Leaching of ashes from co-combustion of sewage sludge and wood-Part II: The mobility of metals during phosphorus extraction
Artikel i vetenskaplig tidskrift, 2008
Sewage sludge and its ashes after combustion are contaminated with metals in various concentrations. In the work described in this paper, the mobility of metals during recovery of phosphorus by acid leaching of fly ashes from co-combustion of sewage sludge with wood was investigated. The metal concentrations in two sewage sludges, fly ashes and leachates from acid phosphorus extraction, were compared with phosphorus rock and different fertilisers used in agriculture. The secondary cyclone ashes were found to be less contaminated with trace elements than the bag-filter ashes. The largest problem is cadmium, which in all ashes studied has a too high level to meet the legislative limits for the maximum dosage in Sweden and the proposed limits in the European Union. The legislation includes limits for cadmium (Cd), mercury (Hg), chromium (Cr), copper (Cu), nickel (Ni), lead (Pb) and zinc (Zn) calculated for an amendment of X kg of fertiliser per year and hectare of land.
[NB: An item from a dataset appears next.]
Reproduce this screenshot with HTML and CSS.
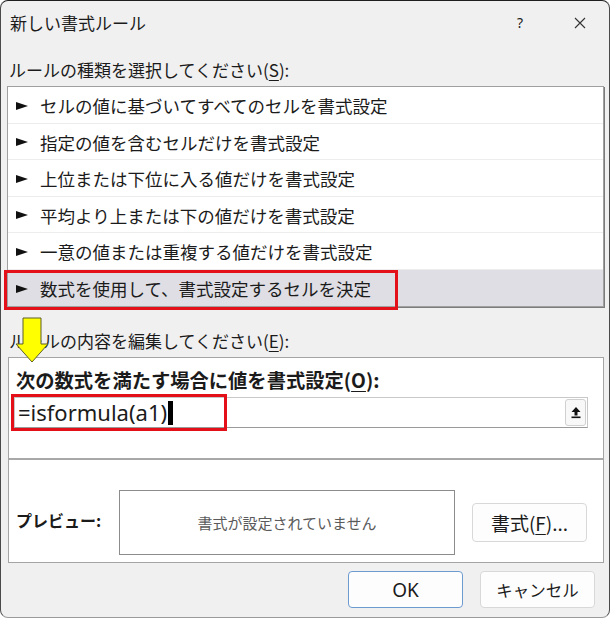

The solubility of the trace metals in the cyclone ash, with Cd as an exception, is in general much lower than the solubility of phosphorus. A decrease in pH results in an increased release of Cd but has just a slight influence on the other metals analysed in this study. The Cd yield increases by 30% when pH is lowered from 2.5 to 1.0, whereas the Hg release is not affected at all. The trace element concentrations in the leachates are far below the European and Swedish limitations of metal concentrations in fertilisers. The leachates thus fit as fertilisers and also as raw material to the industry, if Cd is removed. In Part I of the project [Pettersson A, Åmand L-E, Steenari B-M. Leaching of ashes from co-combustion of sewage sludge and wood. Part I: recovery of phosphorus. Biomass and Bioenergy, 2007, accepted for publication ] focus was on the phosphorus recovery only. © 2007 Elsevier Ltd. All rights reserved.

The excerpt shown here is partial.